So there it was, the poll many of the cognoscenti were waiting for.
Lt. Gov. Anthony Brown is in trouble. Brown has a 4-point lead over Republican Larry Hogan. The poll has 3.5 margin of error. This race could be a dead heat.
Democratic Party insiders were not surprised.
They think Brown will win, but only if he figures out how starved Marylanders are for someone who seems to care about their concerns.
One of the state’s most active political players offered this outline for the campaign that Brown needs to wage over the next month:
Baltimore County, as I wrote last week, may be out of reach. The anti-tax folks are winning the hearts and minds — and anger — of many in this important electoral battleground. Right now, they say, it’s barely a battle at all. The “wrong direction” crowd is leading in the Essex and Dundalk area by a wide margin.
The election has to be about choices:
Hogan’s suggested $2 billion tax idea will lead, Brown must say, to massive cuts in education funding and school construction money.
In Montgomery County, the choice will be essentially the same for voters. Brown has to make clear where he stands. He should also stand up unequivocally for the Purple Line. Hogan opposes it.

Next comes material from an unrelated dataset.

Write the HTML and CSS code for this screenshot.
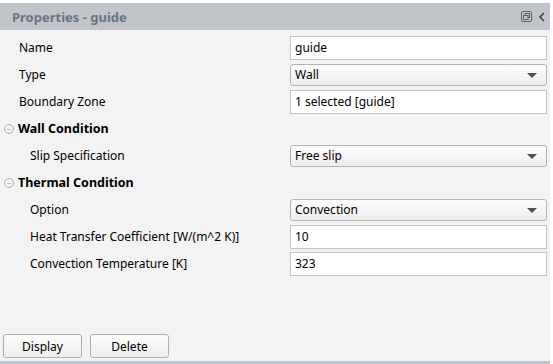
FILE: index.html
```html
<!DOCTYPE html>
<html>
<head>
  <link rel="stylesheet" href="styles.css">
</head>
<body>
  <div class="panel">
    <div class="panel-header">
      <span class="panel-title">Properties - guide</span>
      <span class="header-icons">
        <svg width="11" height="11" viewBox="0 0 11 11">
          <rect x="0.5" y="0.5" width="10" height="10" rx="1.5" fill="none" stroke="#5a626b"/>
          <rect x="4" y="2.5" width="4.5" height="4" fill="none" stroke="#5a626b"/>
          <rect x="2.5" y="4.5" width="4.5" height="4" fill="#c0c5cb" stroke="#5a626b"/>
        </svg>
        <svg width="8" height="10" viewBox="0 0 8 10">
          <path d="M6 1 L2 5 L6 9" fill="none" stroke="#3c434a" stroke-width="1.6"/>
        </svg>
      </span>
    </div>

    <div class="panel-body">
      <div class="row">
        <label>Name</label>
        <div class="field">guide</div>
      </div>
      <div class="row">
        <label>Type</label>
        <div class="select">Wall<span class="arrow"></span></div>
      </div>
      <div class="row">
        <label>Boundary Zone</label>
        <div class="field">1 selected [guide]</div>
      </div>

      <!-- Wall condition group -->
      <div class="group">
        <span class="toggle">&minus;</span> Wall Condition
      </div>
      <div class="row sub">
        <label>Slip Specification</label>
        <div class="select">Free slip<span class="arrow"></span></div>
      </div>

      <!-- Thermal condition group -->
      <div class="group">
        <span class="toggle">&minus;</span> Thermal Condition
      </div>
      <div class="row sub">
        <label>Option</label>
        <div class="select">Convection<span class="arrow"></span></div>
      </div>
      <div class="row sub">
        <label>Heat Transfer Coefficient [W/(m^2 K)]</label>
        <div class="field">10</div>
      </div>
      <div class="row sub">
        <label>Convection Temperature [K]</label>
        <div class="field">323</div>
      </div>
    </div>

    <div class="panel-footer">
      <button type="button">Display</button>
      <button type="button">Delete</button>
    </div>
  </div>
</body>
</html>
```

FILE: styles.css
```css
body {
  margin: 0;
  background-color: #fff;
  font-family: "Noto Sans", "Open Sans", sans-serif;
  font-size: 12px;
  color: #000;
}
.panel {
  width: 550px;
  height: 361px;
  margin-top: 3px;
  background-color: #f3f3f3;
  border-bottom: 3px solid #c0c5cb;
  display: flex;
  flex-direction: column;
  box-sizing: border-box;
}
.panel-header {
  height: 27px;
  background-color: #c0c5cb;
  display: flex;
  align-items: center;
  justify-content: space-between;
  padding: 0 4px 0 12px;
}
.panel-title {
  font-weight: bold;
  font-size: 13px;
  color: #6b7580;
}
.header-icons {
  display: flex;
  align-items: center;
  gap: 6px;
}
.panel-body {
  flex: 1;
  padding-top: 4px;
}
.row {
  display: grid;
  grid-template-columns: 290px 257px;
  align-items: center;
  height: 27px;
}
.row label {
  padding-left: 19px;
}
.row.sub label {
  padding-left: 30px;
}
.field {
  height: 24px;
  box-sizing: border-box;
  background-color: #fff;
  border: 1px solid #bcc6d2;
  padding: 0 4px;
  line-height: 22px;
}
.select {
  position: relative;
  height: 22px;
  box-sizing: border-box;
  background: linear-gradient(#fdfdfd, #eeeeee);
  border: 1px solid #b4b4b4;
  border-radius: 3px;
  padding: 0 4px;
  line-height: 20px;
}
.arrow {
  position: absolute;
  right: 9px;
  top: 8px;
  border-left: 5px solid transparent;
  border-right: 5px solid transparent;
  border-top: 5px solid #505050;
}
.group {
  height: 27px;
  display: flex;
  align-items: center;
  font-weight: bold;
  font-size: 12.5px;
}
.toggle {
  display: inline-block;
  width: 8px;
  height: 8px;
  border: 1px solid #b0b0b0;
  border-radius: 50%;
  font-size: 8px;
  line-height: 8px;
  text-align: center;
  color: #999;
  font-weight: normal;
  margin: 0 4px 0 4px;
}
.panel-footer {
  display: flex;
  gap: 8px;
  padding: 0 0 3px 3px;
}
button {
  width: 79px;
  height: 24px;
  font-family: "Noto Sans", "Open Sans", sans-serif;
  font-size: 12px;
  color: #000;
  background: linear-gradient(#fbfbfb, #efefef);
  border: 1px solid #aeaeae;
  border-radius: 3px;
  padding: 0;
}
```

In Prince George’s County, he should remind voters that he is their guy, a resident of their county, and would be the first African-American governor of Maryland, a man who fights for schools and a new regional hospital.
One observer wonders if national Democratic consultants aren’t producing a raft of boring, one-size-fits-all ads.
So far, the Brown campaign seems to be a close outline of his rope-a-dope primary election campaign. He has to create some excitement — particularly in a year when low turnout is again the forecast. He can’t rely on his Democratic colleagues — most of whom are not in trouble — to come to his aid.
Meanwhile, members of the state’s Democratic congressional delegation are off working for congressional colleagues in other states. They apparently think Maryland is another no-contest.
Rep. C.A. Dutch Ruppersberger has offered to help, but the Brown team seemed to have no idea what Brown needs from the popular congressman.
Many Marylanders apparently still see Brown as O’Malley 2.0. That should be a good thing. Maryland weathered the recession well, maintained its values. It’s been rated the best school system in the nation for two years.
So the lieutenant governor talks a lot about making it even better. He wants universal pre-k education — a worthy but expensive goal.
Some voters, apparently, see just another expensive social program.